AVAILABLE DATA:

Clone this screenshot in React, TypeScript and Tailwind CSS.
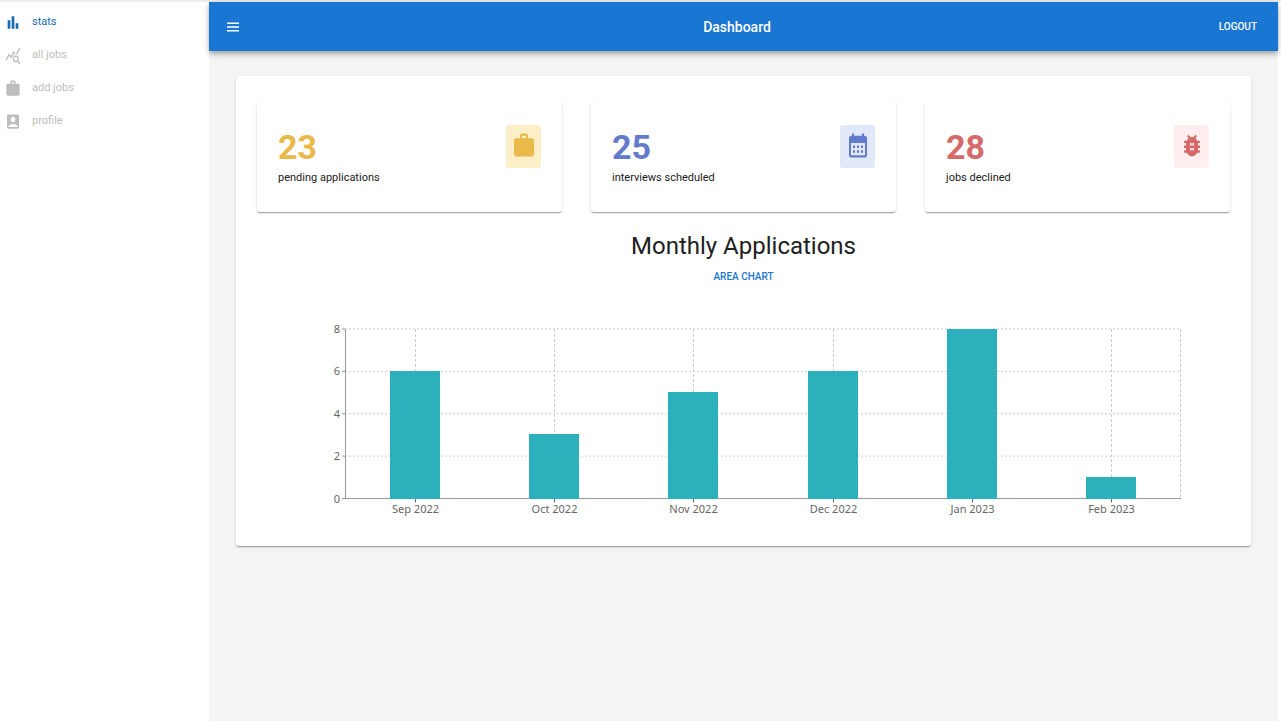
import type { ReactNode } from "react";
import { MdAccountBox, MdBarChart, MdCalendarMonth, MdMenu, MdQueryStats, MdWork } from "react-icons/md";

const icon = "block h-[19px] w-4";

const links: { label: string; icon: ReactNode; active?: boolean }[] = [
  { label: "stats", icon: <MdBarChart className={icon} preserveAspectRatio="none" />, active: true },
  { label: "all jobs", icon: <MdQueryStats className={icon} preserveAspectRatio="none" /> },
  { label: "add jobs", icon: <MdWork className={icon} preserveAspectRatio="none" /> },
  { label: "profile", icon: <MdAccountBox className={icon} preserveAspectRatio="none" /> },
];

const statIcon = "block h-[29px] w-6";

function BugIcon() {
  return (
    <svg viewBox="0 0 24 24" preserveAspectRatio="none" fill="currentColor" className={statIcon} aria-hidden="true">
      <path d="M20 8h-2.81a5.985 5.985 0 0 0-1.82-1.96L17 4.41 15.59 3l-2.17 2.17C12.96 5.06 12.49 5 12 5s-.96.06-1.41.17L8.41 3 7 4.41l1.62 1.63C7.88 6.55 7.26 7.22 6.81 8H4v2h2.09c-.05.33-.09.66-.09 1v1H4v2h2v1c0 .34.04.67.09 1H4v2h2.81c1.04 1.79 2.97 3 5.19 3s4.15-1.21 5.19-3H20v-2h-2.09c.05-.33.09-.66.09-1v-1h2v-2h-2v-1c0-.34-.04-.67-.09-1H20V8zm-6 8h-4v-2h4v2zm0-4h-4v-2h4v2z" />
      <path d="M11.6 10h.8v6h-.8z" opacity="0.7" />
    </svg>
  );
}

const stats = [
  {
    count: 23,
    label: "pending applications",
    color: "text-[#e9b949]",
    tile: "bg-[#fcefc7]",
    icon: <MdWork className={statIcon} preserveAspectRatio="none" />,
  },
  {
    count: 25,
    label: "interviews scheduled",
    color: "text-[#647acb]",
    tile: "bg-[#e0e8f9]",
    icon: <MdCalendarMonth className={statIcon} preserveAspectRatio="none" />,
  },
  {
    count: 28,
    label: "jobs declined",
    color: "text-[#d66a6a]",
    tile: "bg-[#ffeeee]",
    icon: <BugIcon />,
  },
];

const months = [
  { date: "Sep 2022", count: 6 },
  { date: "Oct 2022", count: 3 },
  { date: "Nov 2022", count: 5 },
  { date: "Dec 2022", count: 6 },
  { date: "Jan 2023", count: 8 },
  { date: "Feb 2023", count: 1 },
];

const LEFT = 40;
const BOTTOM = 178.5;
const PLOT_W = 836;
const PLOT_H = 169.5;
const TOP = BOTTOM - PLOT_H;
const BAR_W = 50;
const STEP = PLOT_W / months.length;

const y = (v: number) => BOTTOM - (v / 8) * PLOT_H;
const x = (i: number) => Math.round(LEFT + STEP * (i + 0.5)) + 0.5;

function MonthlyChart() {
  return (
    <svg
      viewBox="0 0 877 200"
      className="block w-full font-['Noto_Sans',sans-serif] text-[11px]"
      role="img"
      aria-label="Applications per month"
    >
      <g stroke="#ccc">
        {[0, 2, 4, 6, 8].map((v) => (
          <line key={v} x1={LEFT} x2={LEFT + PLOT_W} y1={y(v)} y2={y(v)} strokeDasharray="2 2" />
        ))}
        {months.map((m, i) => (
          <line key={m.date} x1={x(i)} x2={x(i)} y1={TOP} y2={BOTTOM} strokeDasharray="3 2" />
        ))}
        <line x1={LEFT + PLOT_W - 0.5} x2={LEFT + PLOT_W - 0.5} y1={TOP} y2={BOTTOM} strokeDasharray="3 2" />
      </g>
      <g stroke="#999">
        <line x1={LEFT + 0.5} x2={LEFT + 0.5} y1={TOP} y2={BOTTOM} />
        <line x1={LEFT} x2={LEFT + PLOT_W} y1={BOTTOM} y2={BOTTOM} />
        {[0, 2, 4, 6, 8].map((v) => (
          <line key={v} x1={LEFT - 3} x2={LEFT} y1={y(v)} y2={y(v)} />
        ))}
      </g>
      {months.map((m, i) => {
        const top = Math.floor(y(m.count));
        return (
          <g key={m.date}>
            <line x1={x(i)} x2={x(i)} y1={BOTTOM} y2={BOTTOM + 4} stroke="#666" />
            <rect x={x(i) - 0.5 - BAR_W / 2} y={top} width={BAR_W} height={BOTTOM + 0.5 - top} fill="#2cb1bc" />
            <text x={x(i)} y={BOTTOM + 14} textAnchor="middle" fill="#666">
              {m.date}
            </text>
          </g>
        );
      })}
      {[0, 2, 4, 6, 8].map((v) => (
        <text key={v} x={LEFT - 5} y={y(v) + 4} textAnchor="end" fill="#666">
          {v}
        </text>
      ))}
    </svg>
  );
}

export default function App() {
  return (
    <div className="flex min-h-screen flex-col border-t-2 border-[#ebebeb] bg-white pr-[3px] font-[Roboto,sans-serif] text-[#212121]">
      <div className="flex grow">
        <aside className="w-[209px] shrink-0 pt-1">
          <nav className="flex flex-col">
            {links.map((link) => (
              <a
                key={link.label}
                href="#"
                aria-current={link.active ? "page" : undefined}
                className={`flex h-[33px] items-center gap-[11px] pl-[5px] text-[11px] ${link.active ? "text-[#1769aa]" : "text-[#bdbdbd]"}`}
              >
                {link.icon}
                {link.label}
              </a>
            ))}
          </nav>
        </aside>
        <div className="flex min-w-0 grow flex-col bg-[#f4f4f4]">
          <header className="flex h-[49px] items-center bg-[#1976d2] text-white shadow-[0_2px_4px_-1px_rgba(0,0,0,0.2),0_4px_5px_0_rgba(0,0,0,0.14),0_1px_10px_0_rgba(0,0,0,0.12)]">
            <div className="flex flex-1 pl-4">
              <button type="button" aria-label="Toggle menu">
                <MdMenu className="block h-[18px] w-4" preserveAspectRatio="none" />
              </button>
            </div>
            <h1 className="pr-2 text-sm font-medium">Dashboard</h1>
            <div className="flex flex-1 justify-end pr-[21px]">
              <button type="button" className="text-[10px] font-medium">
                LOGOUT
              </button>
            </div>
          </header>
          <main className="px-[27px] pt-[25px]">
            <section className="rounded-[3px] bg-white px-[21px] pt-[25px] pb-[26px] shadow-[0_2px_1px_-1px_rgba(0,0,0,0.2),0_1px_1px_0_rgba(0,0,0,0.14),0_1px_3px_0_rgba(0,0,0,0.12)]">
              <div className="grid grid-cols-3 gap-[29px]">
                {stats.map((s) => (
                  <article
                    key={s.label}
                    className="flex h-[111px] items-start justify-between rounded-[3px] px-[21px] pt-6 shadow-[0_2px_1px_-1px_rgba(0,0,0,0.2),0_1px_1px_0_rgba(0,0,0,0.14),0_1px_3px_0_rgba(0,0,0,0.12)]"
                  >
                    <div>
                      <div className={`text-[34px] leading-[44px] font-bold ${s.color}`}>{s.count}</div>
                      <div className="text-[11px] leading-[18px]">{s.label}</div>
                    </div>
                    <div className={`flex h-[43px] w-[35px] justify-center rounded-[3px] pt-1.5 ${s.tile} ${s.color}`}>
                      {s.icon}
                    </div>
                  </article>
                ))}
              </div>
              <div className="flex flex-col items-center pt-4">
                <h2 className="text-2xl leading-9">Monthly Applications</h2>
                <button type="button" className="h-6 text-[10px] font-medium text-[#1976d2]">
                  AREA CHART
                </button>
              </div>
              <div className="px-12 pt-8">
                <MonthlyChart />
              </div>
            </section>
          </main>
        </div>
      </div>
    </div>
  );
}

TO DO:
Go through the listing above and quote it exactly, apart from its images.

EXPECTED ANSWER:
Clone this screenshot in React, TypeScript and Tailwind CSS.
import type { ReactNode } from "react";
import { MdAccountBox, MdBarChart, MdCalendarMonth, MdMenu, MdQueryStats, MdWork } from "react-icons/md";

const icon = "block h-[19px] w-4";

const links: { label: string; icon: ReactNode; active?: boolean }[] = [
  { label: "stats", icon: <MdBarChart className={icon} preserveAspectRatio="none" />, active: true },
  { label: "all jobs", icon: <MdQueryStats className={icon} preserveAspectRatio="none" /> },
  { label: "add jobs", icon: <MdWork className={icon} preserveAspectRatio="none" /> },
  { label: "profile", icon: <MdAccountBox className={icon} preserveAspectRatio="none" /> },
];

const statIcon = "block h-[29px] w-6";

function BugIcon() {
  return (
    <svg viewBox="0 0 24 24" preserveAspectRatio="none" fill="currentColor" className={statIcon} aria-hidden="true">
      <path d="M20 8h-2.81a5.985 5.985 0 0 0-1.82-1.96L17 4.41 15.59 3l-2.17 2.17C12.96 5.06 12.49 5 12 5s-.96.06-1.41.17L8.41 3 7 4.41l1.62 1.63C7.88 6.55 7.26 7.22 6.81 8H4v2h2.09c-.05.33-.09.66-.09 1v1H4v2h2v1c0 .34.04.67.09 1H4v2h2.81c1.04 1.79 2.97 3 5.19 3s4.15-1.21 5.19-3H20v-2h-2.09c.05-.33.09-.66.09-1v-1h2v-2h-2v-1c0-.34-.04-.67-.09-1H20V8zm-6 8h-4v-2h4v2zm0-4h-4v-2h4v2z" />
      <path d="M11.6 10h.8v6h-.8z" opacity="0.7" />
    </svg>
  );
}

const stats = [
  {
    count: 23,
    label: "pending applications",
    color: "text-[#e9b949]",
    tile: "bg-[#fcefc7]",
    icon: <MdWork className={statIcon} preserveAspectRatio="none" />,
  },
  {
    count: 25,
    label: "interviews scheduled",
    color: "text-[#647acb]",
    tile: "bg-[#e0e8f9]",
    icon: <MdCalendarMonth className={statIcon} preserveAspectRatio="none" />,
  },
  {
    count: 28,
    label: "jobs declined",
    color: "text-[#d66a6a]",
    tile: "bg-[#ffeeee]",
    icon: <BugIcon />,
  },
];

const months = [
  { date: "Sep 2022", count: 6 },
  { date: "Oct 2022", count: 3 },
  { date: "Nov 2022", count: 5 },
  { date: "Dec 2022", count: 6 },
  { date: "Jan 2023", count: 8 },
  { date: "Feb 2023", count: 1 },
];

const LEFT = 40;
const BOTTOM = 178.5;
const PLOT_W = 836;
const PLOT_H = 169.5;
const TOP = BOTTOM - PLOT_H;
const BAR_W = 50;
const STEP = PLOT_W / months.length;

const y = (v: number) => BOTTOM - (v / 8) * PLOT_H;
const x = (i: number) => Math.round(LEFT + STEP * (i + 0.5)) + 0.5;

function MonthlyChart() {
  return (
    <svg
      viewBox="0 0 877 200"
      className="block w-full font-['Noto_Sans',sans-serif] text-[11px]"
      role="img"
      aria-label="Applications per month"
    >
      <g stroke="#ccc">
        {[0, 2, 4, 6, 8].map((v) => (
          <line key={v} x1={LEFT} x2={LEFT + PLOT_W} y1={y(v)} y2={y(v)} strokeDasharray="2 2" />
        ))}
        {months.map((m, i) => (
          <line key={m.date} x1={x(i)} x2={x(i)} y1={TOP} y2={BOTTOM} strokeDasharray="3 2" />
        ))}
        <line x1={LEFT + PLOT_W - 0.5} x2={LEFT + PLOT_W - 0.5} y1={TOP} y2={BOTTOM} strokeDasharray="3 2" />
      </g>
      <g stroke="#999">
        <line x1={LEFT + 0.5} x2={LEFT + 0.5} y1={TOP} y2={BOTTOM} />
        <line x1={LEFT} x2={LEFT + PLOT_W} y1={BOTTOM} y2={BOTTOM} />
        {[0, 2, 4, 6, 8].map((v) => (
          <line key={v} x1={LEFT - 3} x2={LEFT} y1={y(v)} y2={y(v)} />
        ))}
      </g>
      {months.map((m, i) => {
        const top = Math.floor(y(m.count));
        return (
          <g key={m.date}>
            <line x1={x(i)} x2={x(i)} y1={BOTTOM} y2={BOTTOM + 4} stroke="#666" />
            <rect x={x(i) - 0.5 - BAR_W / 2} y={top} width={BAR_W} height={BOTTOM + 0.5 - top} fill="#2cb1bc" />
            <text x={x(i)} y={BOTTOM + 14} textAnchor="middle" fill="#666">
              {m.date}
            </text>
          </g>
        );
      })}
      {[0, 2, 4, 6, 8].map((v) => (
        <text key={v} x={LEFT - 5} y={y(v) + 4} textAnchor="end" fill="#666">
          {v}
        </text>
      ))}
    </svg>
  );
}

export default function App() {
  return (
    <div className="flex min-h-screen flex-col border-t-2 border-[#ebebeb] bg-white pr-[3px] font-[Roboto,sans-serif] text-[#212121]">
      <div className="flex grow">
        <aside className="w-[209px] shrink-0 pt-1">
          <nav className="flex flex-col">
            {links.map((link) => (
              <a
                key={link.label}
                href="#"
                aria-current={link.active ? "page" : undefined}
                className={`flex h-[33px] items-center gap-[11px] pl-[5px] text-[11px] ${link.active ? "text-[#1769aa]" : "text-[#bdbdbd]"}`}
              >
                {link.icon}
                {link.label}
              </a>
            ))}
          </nav>
        </aside>
        <div className="flex min-w-0 grow flex-col bg-[#f4f4f4]">
          <header className="flex h-[49px] items-center bg-[#1976d2] text-white shadow-[0_2px_4px_-1px_rgba(0,0,0,0.2),0_4px_5px_0_rgba(0,0,0,0.14),0_1px_10px_0_rgba(0,0,0,0.12)]">
            <div className="flex flex-1 pl-4">
              <button type="button" aria-label="Toggle menu">
                <MdMenu className="block h-[18px] w-4" preserveAspectRatio="none" />
              </button>
            </div>
            <h1 className="pr-2 text-sm font-medium">Dashboard</h1>
            <div className="flex flex-1 justify-end pr-[21px]">
              <button type="button" className="text-[10px] font-medium">
                LOGOUT
              </button>
            </div>
          </header>
          <main className="px-[27px] pt-[25px]">
            <section className="rounded-[3px] bg-white px-[21px] pt-[25px] pb-[26px] shadow-[0_2px_1px_-1px_rgba(0,0,0,0.2),0_1px_1px_0_rgba(0,0,0,0.14),0_1px_3px_0_rgba(0,0,0,0.12)]">
              <div className="grid grid-cols-3 gap-[29px]">
                {stats.map((s) => (
                  <article
                    key={s.label}
                    className="flex h-[111px] items-start justify-between rounded-[3px] px-[21px] pt-6 shadow-[0_2px_1px_-1px_rgba(0,0,0,0.2),0_1px_1px_0_rgba(0,0,0,0.14),0_1px_3px_0_rgba(0,0,0,0.12)]"
                  >
                    <div>
                      <div className={`text-[34px] leading-[44px] font-bold ${s.color}`}>{s.count}</div>
                      <div className="text-[11px] leading-[18px]">{s.label}</div>
                    </div>
                    <div className={`flex h-[43px] w-[35px] justify-center rounded-[3px] pt-1.5 ${s.tile} ${s.color}`}>
                      {s.icon}
                    </div>
                  </article>
                ))}
              </div>
              <div className="flex flex-col items-center pt-4">
                <h2 className="text-2xl leading-9">Monthly Applications</h2>
                <button type="button" className="h-6 text-[10px] font-medium text-[#1976d2]">
                  AREA CHART
                </button>
              </div>
              <div className="px-12 pt-8">
                <MonthlyChart />
              </div>
            </section>
          </main>
        </div>
      </div>
    </div>
  );
}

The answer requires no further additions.